Narrow your choices By now you should have a short list. Go forth and read the user reviews on the cameras, looking for useful, verifiable information, such as comments about battery life or design glitches to watch out for. For the reasons indicated above, I tend to discount comments about photo quality unless they're accompanied by full-size image samples. Basically, you just want to make sure a camera isn't universally reviled. Don't get obsessed by the things other people hate; if it doesn't matter to you if the camera lacks a mode dial, don't let the complainers get to you. And at this point, you don't really want to drop anything from your list unless a deal-killer problem pops up here. You might be willing to make some trade-offs if you can find a good price.
Try before you buy Once you've got your list of three or fewer cameras, seek them out and lay hands on them. Find them in a store, borrow from a friend, or in the case of more expensive equipment, you many want to rent them for a few days. Do you like the way the controls operate? Are the features you'll be using most frequently easy to access? Is it too big? Too small? Too plasticky? A hideous color? If you have a strong negative reaction to any of the designs, drop it from your list, and perhaps even make a written note of it to reinforce how much you disliked it when you're lured by the fact that it cost $100 less than the others. It doesn't matter how little it costs if you're not going to use it.

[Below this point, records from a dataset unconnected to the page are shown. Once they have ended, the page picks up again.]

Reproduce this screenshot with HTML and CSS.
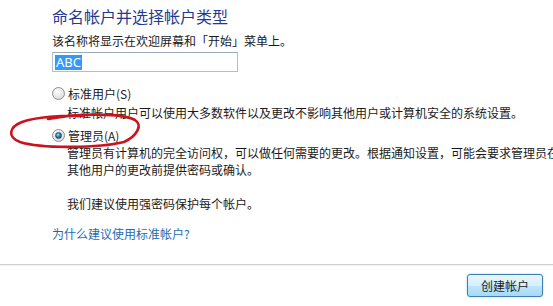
FILE: index.html
```html
<!DOCTYPE html>
<html lang="zh-cmn-Hans">

<head>
    <meta charset="UTF-8">
    <meta name="viewport" content="width=device-width, initial-scale=1.0">
    <title>创建新帐户</title>
    <link rel="stylesheet" href="styles.css">
</head>

<body>
    <div class="wizard">
        <div class="wizard-main">
            <h1 class="wizard-title">命名帐户并选择帐户类型</h1>
            <p class="wizard-tip">该名称将显示在欢迎屏幕和「开始」菜单上。</p>
            <div class="name-box">
                <span class="name-sel">ABC</span>
            </div>

            <label class="type-row type-std">
                <span class="radio"></span>
                <span>标准用户(S)</span>
            </label>
            <p class="type-desc desc-std">标准帐户用户可以使用大多数软件以及更改不影响其他用户或计算机安全的系统设置。</p>

            <label class="type-row type-admin">
                <span class="radio checked"></span>
                <span>管理员(A)</span>
            </label>
            <p class="type-desc">管理员有计算机的完全访问权，可以做任何需要的更改。根据通知设置，可能会要求管理员在<br>其他用户的更改前提供密码或确认。</p>

            <p class="type-desc note">我们建议使用强密码保护每个帐户。</p>

            <a class="why-link" href="">为什么建议使用标准帐户?</a>
        </div>

        <div class="wizard-foot">
            <span class="btn-create">创建帐户</span>
        </div>

        <!-- 红圈标注 -->
        <svg class="mark" width="160" height="50" viewBox="0 0 160 50">
            <path d="M48 9 C80 3, 122 3, 135 10 C143 15, 137 26, 124 32 C100 38, 42 39, 20 32 C7 27, 9 17, 22 12 C36 7, 62 5, 84 6"
                fill="none" stroke="#c8141e" stroke-width="2.6" stroke-linecap="round" />
        </svg>
    </div>
</body>

</html>
```

FILE: styles.css
```css
* {
    margin: 0;
    padding: 0;
}

html,
body {
    width: 553px;
    height: 306px;
    overflow: hidden;
    background: #fff;
}

body {
    font-family: "Noto Sans CJK SC", "Noto Sans", sans-serif;
    font-size: 12px;
    color: #1a1a1a;
}

.wizard {
    position: relative;
    height: 306px;
    display: flex;
    flex-direction: column;
}

.wizard-main {
    padding: 6px 0 0 52px;
    flex: 1;
    white-space: nowrap;
}

.wizard-title {
    font-size: 16px;
    font-weight: normal;
    line-height: 20px;
    color: #1f3a93;
}

.wizard-tip {
    margin-top: 7px;
    line-height: 16px;
}

.name-box {
    width: 182px;
    height: 18px;
    margin-top: 3px;
    border: 1px solid #abc0d3;
    border-top-color: #9aaabb;
    padding-left: 2px;
    display: flex;
    align-items: center;
}

.name-sel {
    background: #3399ff;
    color: #fff;
    font-family: "Noto Sans", sans-serif;
    font-size: 13px;
    line-height: 15px;
    padding: 0 1px;
}

.type-row {
    display: flex;
    align-items: center;
    gap: 3px;
    height: 16px;
}

.type-std {
    margin-top: 13px;
}

.type-admin {
    margin-top: 6px;
}

.radio {
    width: 11px;
    height: 11px;
    border: 1px solid #8e8f8f;
    border-radius: 50%;
    background: radial-gradient(circle at 40% 35%, #fff 0, #e6e6e6 55%, #cfcfcf 100%);
    display: flex;
    align-items: center;
    justify-content: center;
}

.radio.checked::after {
    content: "";
    width: 5px;
    height: 5px;
    border-radius: 50%;
    background: radial-gradient(circle at 40% 35%, #a6e0f8 0, #1c7cb0 50%, #0d3c5e 100%);
    border: 1px solid #23506e;
}

.type-desc {
    margin-left: 15px;
    margin-top: 1px;
    line-height: 17px;
}

.type-desc.desc-std {
    margin-top: 3px;
}

.type-desc.note {
    margin-top: 17px;
}

.why-link {
    display: block;
    margin-top: 14px;
    line-height: 16px;
    color: #1e6bb0;
    text-decoration: none;
}

.wizard-foot {
    height: 42px;
    border-top: 1px solid #cfcfcf;
    box-shadow: inset 0 1px 0 #f3f3f3;
    display: flex;
    justify-content: flex-end;
    align-items: flex-start;
    padding: 9px 10px 0 0;
    box-sizing: border-box;
}

.btn-create {
    width: 74px;
    height: 21px;
    border: 1px solid #3c7fb1;
    border-radius: 3px;
    background: linear-gradient(#e8f6fd, #d5effc 50%, #bee6fd 51%, #a7d9f5);
    box-shadow: 0 0 2px #7ccdf5;
    display: flex;
    align-items: center;
    justify-content: center;
    line-height: 16px;
}

.mark {
    position: absolute;
    left: 0;
    top: 110px;
}
```
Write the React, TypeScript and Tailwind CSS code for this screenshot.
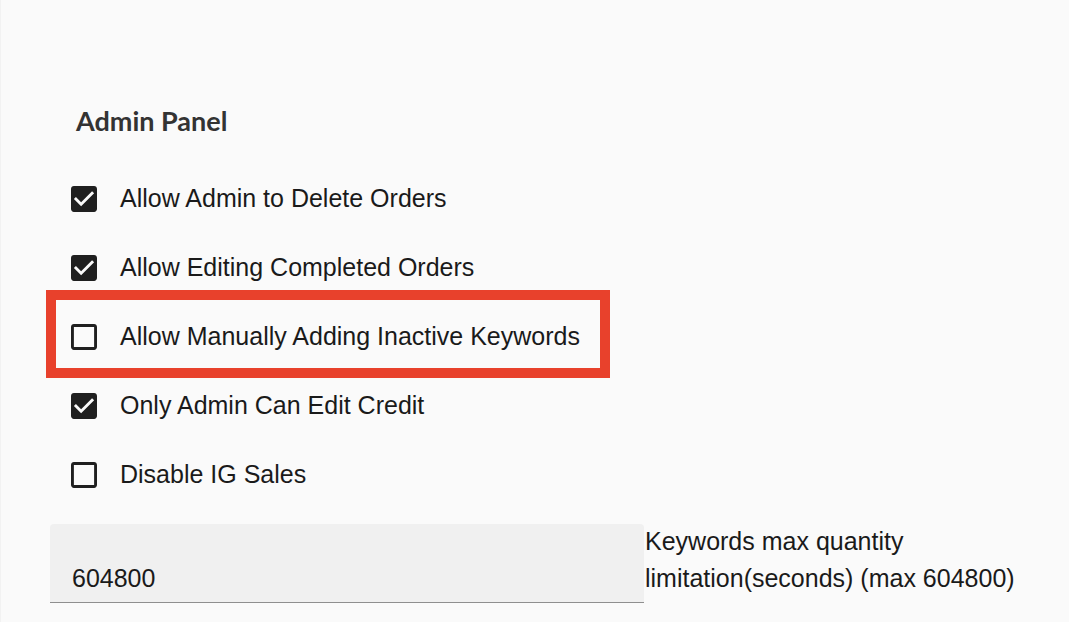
import React from "react";

type Option = {
  label: string;
  checked: boolean;
  highlight?: boolean;
};

const options: Option[] = [
  { label: "Allow Admin to Delete Orders", checked: true },
  { label: "Allow Editing Completed Orders", checked: true },
  { label: "Allow Manually Adding Inactive Keywords", checked: false, highlight: true },
  { label: "Only Admin Can Edit Credit", checked: true },
  { label: "Disable IG Sales", checked: false },
];

const CheckIcon = ({ checked }: { checked: boolean }) => (
  <svg width="26" height="26" viewBox="3 3 18 18" className="shrink-0" fill="#1f1f1f">
    {checked ? (
      <path d="M19 3H5c-1.11 0-2 .9-2 2v14c0 1.1.89 2 2 2h14c1.11 0 2-.9 2-2V5c0-1.1-.89-2-2-2zm-9 14l-5-5 1.41-1.41L10 14.17l7.59-7.59L19 8l-9 9z" />
    ) : (
      <path d="M19 5v14H5V5h14m0-2H5c-1.1 0-2 .9-2 2v14c0 1.1.9 2 2 2h14c1.1 0 2-.9 2-2V5c0-1.1-.9-2-2-2z" />
    )}
  </svg>
);

export default function App() {
  return (
    <div className="w-[1080px] h-[622px] bg-white flex overflow-hidden">
      <div className="w-[1069px] h-full bg-[#fafafa] border-l border-[#f2f2f2] pl-[49px] pt-[105px] text-[#1a1a1a] font-['Liberation_Sans',Arial,sans-serif]">
        <h2 className="pl-[26px] text-[27px] leading-[32px] font-bold text-[#333] font-['Lato',sans-serif]">
          Admin Panel
        </h2>

        <div className="mt-[27px] flex flex-col">
          {options.map((opt) => (
            <div key={opt.label} className="relative h-[69px] flex items-center">
              <div className="ml-[21px] flex items-center gap-[23px]">
                <CheckIcon checked={opt.checked} />
                <span className="text-[25px] leading-[29px]">{opt.label}</span>
              </div>
              {opt.highlight && (
                <div className="absolute -left-[4px] -top-[12px] w-[564px] h-[88px] border-[10px] border-[#e8412c] pointer-events-none" />
              )}
            </div>
          ))}
        </div>

        <div className="mt-[15px] flex items-start gap-[1px]">
          <div className="w-[594px] h-[79px] shrink-0 bg-[#f0f0f0] rounded-t-[4px] border-b border-[#8f8f8f] pl-[22px] pt-[40px]">
            <span className="text-[25px] leading-[29px]">604800</span>
          </div>
          <div className="-mt-[1px] w-[415px] text-[25px] leading-[37px]">
            Keywords max quantity limitation(seconds) (max 604800)
          </div>
        </div>
      </div>
    </div>
  );
}
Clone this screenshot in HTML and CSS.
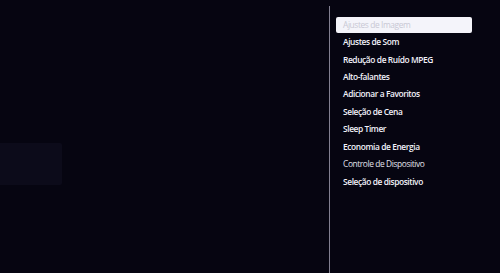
FILE: index.html
```html
<!DOCTYPE html>
<html>
<head>
    <meta charset="utf-8" />
    <title>Opções</title>
    <link rel="stylesheet" href="styles.css">
</head>
<body>
    <screen>
        <stage>
            <glare></glare>
        </stage>
        <divider></divider>
        <menu>
            <item selected>Ajustes de Imagem</item>
            <item>Ajustes de Som</item>
            <item>Redução de Ruído MPEG</item>
            <item>Alto-falantes</item>
            <item>Adicionar a Favoritos</item>
            <item>Seleção de Cena</item>
            <item>Sleep Timer</item>
            <item>Economia de Energia</item>
            <item light>Controle de Dispositivo</item>
            <item>Seleção de dispositivo</item>
        </menu>
    </screen>
</body>
</html>
```

FILE: styles.css
```css
html, body {
    --bg:      rgb(6, 5, 17);
    --line:    rgb(130, 128, 145);
    --text:    rgb(242, 242, 250);
    --box:     rgb(244, 244, 250);
    --boxtext: rgb(200, 200, 212);

    margin: 0;
    padding: 0;
    height: 100%;
    background-color: var(--bg);
    font-family: "Open Sans", Arial, sans-serif;
    overflow: hidden;
}

screen {
    display: flex;
    height: 273px;
    width: 500px;
}

stage {
    display: block;
    width: 329px;
    padding-top: 143px;
}

glare {
    display: block;
    width: 62px;
    height: 42px;
    background-color: rgb(12, 11, 26);
    border-radius: 0 2px 2px 0;
}

divider {
    display: block;
    width: 1px;
    margin-top: 6px;
    background-color: var(--line);
}

menu {
    display: flex;
    flex-direction: column;
    margin: 0;
    padding: 15.5px 0 0 6px;
    width: 136px;
}

menu item {
    display: flex;
    align-items: center;
    height: 17.44px;
    padding-left: 7px;
    color: var(--text);
    font-size: 8.4px;
    font-weight: 600;
    letter-spacing: -0.4px;
    white-space: nowrap;
}

menu item[selected] {
    height: 16px;
    margin: 1px 0 0.44px 0;
    background-color: var(--box);
    color: var(--boxtext);
    font-weight: 400;
    border-radius: 2px;
}

menu item[light] {
    font-weight: 400;
    color: rgb(225, 225, 235);
}
```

Compare prices This can get tricky, as the most aggressive prices are usually from places--both online and brick-and-mortar--that you've never heard of. My personal rule of thumb is to not buy at the cheapest price I can find, but a price at the lower end of the range. If you've never heard of the store or have doubts about it, search online for complaints (or kudos). If you still have more than one choice and you're really indifferent between two or more models, buy the cheapest one. At this point, obsessing about which one might be slightly better is pointless and paralyzing. And in two months, you won't care.